41 bin dolarlık gezi

Adams 2017 yazında, İstanbul'daki St Regis Otel'de 'Bentley Suite'te konaklamayı da içeren Fransa, Çin ve Türkiye turlarına çıktı. Savcılar sadece bu gezilerin değerinin 41.000 dolardan fazla olduğunu tahmin ediyor. Ayrıca Adams'ın artan siyasi gücünden faydalanmak isteyen Türk iş adamlarından yasa dışı kampanya katkıları aldığını da iddia ettiler.

'Türkiye'nin gerçek dostu'

2021 yılına gelindiğinde, Türkevi'nin inşasında bir sorun dışında tüm sorunlar aşılmıştı: İtfaiyenin yeni binayı onaylaması. O eylül ayına kadar müfettişler, acil müdahale ekiplerini yangın risklerine karşı uyaran ve yangın çıkması halinde fanları kapatan sistemler de dahil olmak üzere, kulenin yangına hazır olmasıyla ilgili 60'tan fazla kusur tespit etmişti. Yangın alarm sistemini denetlemekle görevli bir itfaiye çalışanı, Erdoğan'ın binayı açmak için belirlediği son tarihe iki haftadan az bir süre kala, 9 Eylül'de şehrin yangın önleme şefine “Bunu kabul etmemizin hiçbir yolunu göremiyorum” diye yazdı. İddianameye göre ertesi gün Adams, İtfaiye Departmanı komiserine Türkiye'nin son imzayı atmakta yaşadığı sorunlarla ilgili bir mesaj gönderdi.

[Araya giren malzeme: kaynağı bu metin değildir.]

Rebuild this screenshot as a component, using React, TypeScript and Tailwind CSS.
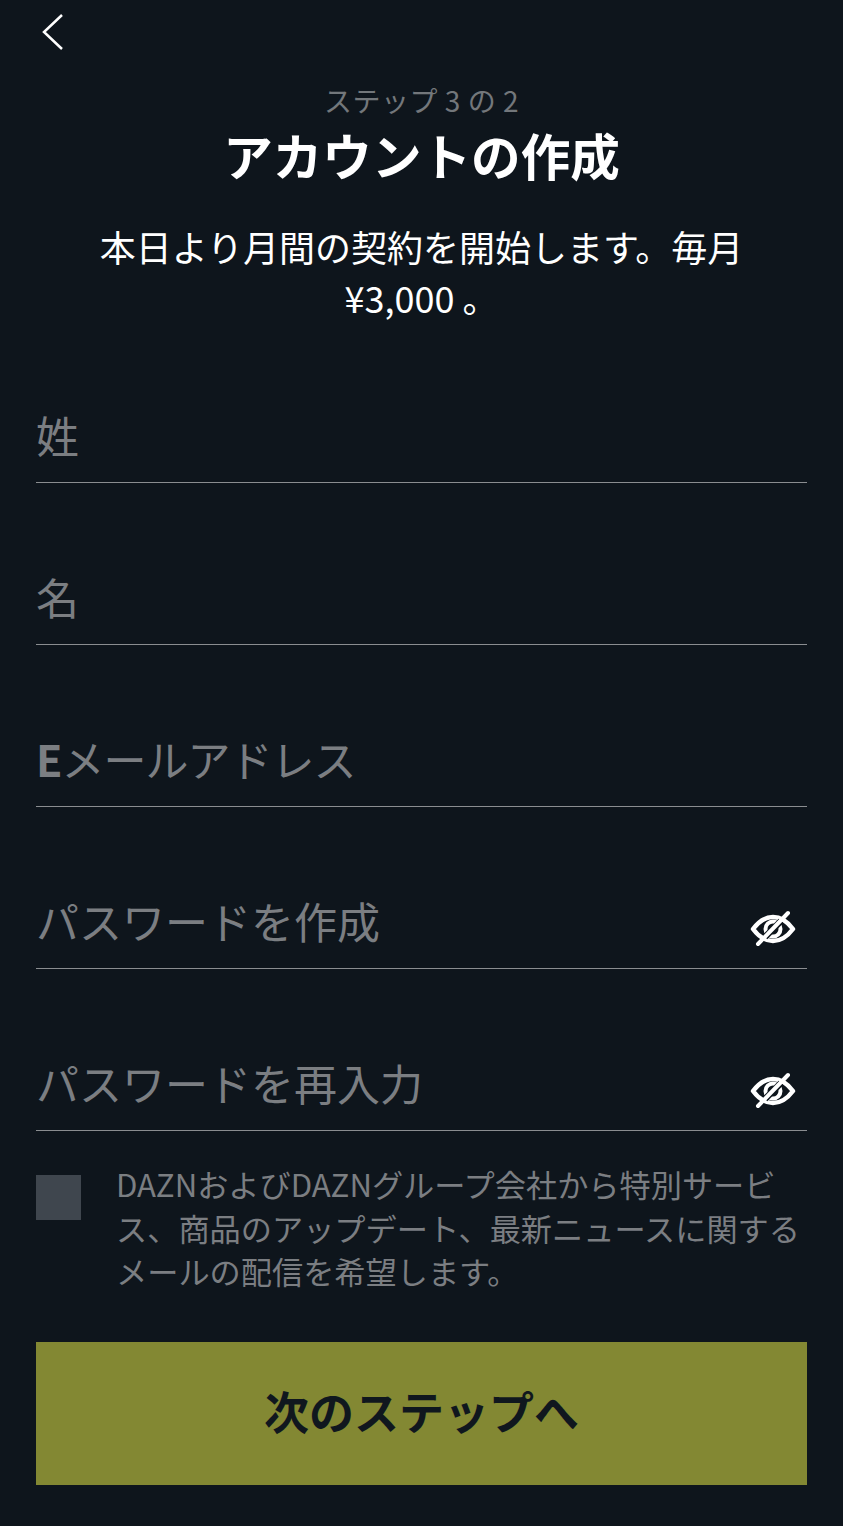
import React from 'react';

const fontStack = { fontFamily: '"Noto Sans CJK JP", sans-serif' };

const EyeOff = () => (
  <svg width="46" height="38" viewBox="0 0 46 38" fill="none" stroke="#ffffff" strokeWidth="4.5" className="block">
    <path d="M3 19 C9 11 15 7 23 7 C31 7 37 11 43 19 C37 27 31 31 23 31 C15 31 9 27 3 19 Z" strokeLinejoin="round" />
    <circle cx="23" cy="19" r="7.500" strokeWidth="4" />
    <path d="M31 11 L15 27" stroke="#0e151c" strokeWidth="6.500" />
    <path d="M38 3 L8 34" strokeWidth="4" strokeLinecap="round" />
  </svg>
);

const Field: React.FC<{ label: React.ReactNode; hasEye?: boolean }> = ({ label, hasEye }) => (
  <div className="h-[162px] flex flex-col justify-end">
    <div className="flex items-end justify-between border-b border-[#8a8d90] h-[80px] pb-[18px]">
      <span className="text-[43px] leading-[60px] text-[#7b7e82]">{label}</span>
      {hasEye && (
        <span className="mr-[11px] mb-[2px]">
          <EyeOff />
        </span>
      )}
    </div>
  </div>
);

export default function App() {
  return (
    <div className="w-[843px] h-[1526px] bg-[#0e151c] overflow-hidden px-[36px]" style={fontStack}>
      <div className="pt-[13px] pl-[5px] h-[83px]">
        <svg width="24" height="38" viewBox="0 0 24 38" fill="none" stroke="#ffffff" strokeWidth="2.5">
          <path d="M21 2 L3 19 L21 36" strokeLinejoin="miter" />
        </svg>
      </div>

      <div className="text-center text-[#73777b] text-[28px] leading-[34px] tracking-[0.5px]">ステップ 3 の 2</div>
      <h1 className="text-center text-white text-[49.600px] leading-[70px] font-bold mt-[2px]">アカウントの作成</h1>
      <p className="text-center text-white text-[36px] leading-[51px] mt-[32px] px-[40px]">
        本日より月間の契約を開始します。毎月 ¥3,000 。
      </p>

      <div className="-mt-[2px]">
        <Field label="姓" />
        <Field label="名" />
        <Field
          label={
            <span className="tracking-[-1px]">
              <span className="font-bold">E</span>メールアドレス
            </span>
          }
        />
        <Field label="パスワードを作成" hasEye />
        <Field label="パスワードを再入力" hasEye />
      </div>

      <div className="flex mt-[31px]">
        <div className="w-[45px] h-[45px] mt-[13px] bg-[#3f464e] shrink-0" />
        <p className="ml-[35px] text-[31.200px] leading-[43.500px] text-[#7b7e82] font-['Liberation_Sans_Narrow','Noto_Sans_CJK_JP',sans-serif]">
          DAZNおよびDAZNグループ会社から特別サービス、商品のアップデート、最新ニュースに関するメールの配信を希望します。
        </p>
      </div>

      <button className="mt-[49px] w-full h-[143px] pb-[4px] bg-[#838833] text-[#10171e] text-[45px] font-bold">
        次のステップへ
      </button>
    </div>
  );
}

İşlerini kaybetmekle tehdit edildiler

İddianameye göre, o günün ilerleyen saatlerinde departman şefi, bir başka üst düzey yetkili olan yangın önleme şefine, Türk hükümetine yardım etmemeleri halinde her ikisinin de işlerini kaybedeceklerini söyledi. İtfaiye Müdürlüğü gerekli belgeleri hazırladı ve Adams iyi haberi Türk başkonsolosuna iletti: Binanın açılması serbestti. İddianameye göre, Türkiye'nin Başkonsolosu Özgür, emoji içeren bir mesajla “Siz Türkiye'nin gerçek bir dostusunuz” diye cevap verdi. Ancak Türkiye projenin yaklaşık 300 milyon dolarlık maliyetinden memnun kalmadı. Türkiye, kötü tasarım çalışmalarının kendilerine gecikmelere ve en az 13 milyon dolara mal olduğunu iddia ederek Perkins Eastman'a dava açtı. Mimarlık firması bu iddiayı reddetti. Perkins Eastman, Türk hükümetinden iddialarını destekleyen belgeleri sunmasını istediğinde, hükümet “konsolosluk ayrıcalıkları ve dokunulmazlıklarını” gerekçe göstererek bunu reddetti. Firma, Amerikalı proje yöneticisi Cresa'nın ilgili tüm belgelere sahip olduğunu söyledi. Cresa çalışanları daha sonra verdikleri ifadelerde, bazı inşaat inceleme kararlarının Ankara'da Türk yetkililer arasında yapılan toplantılarda alındığını söylediler. Türkiye bu yılın başlarında davasını geri çekti.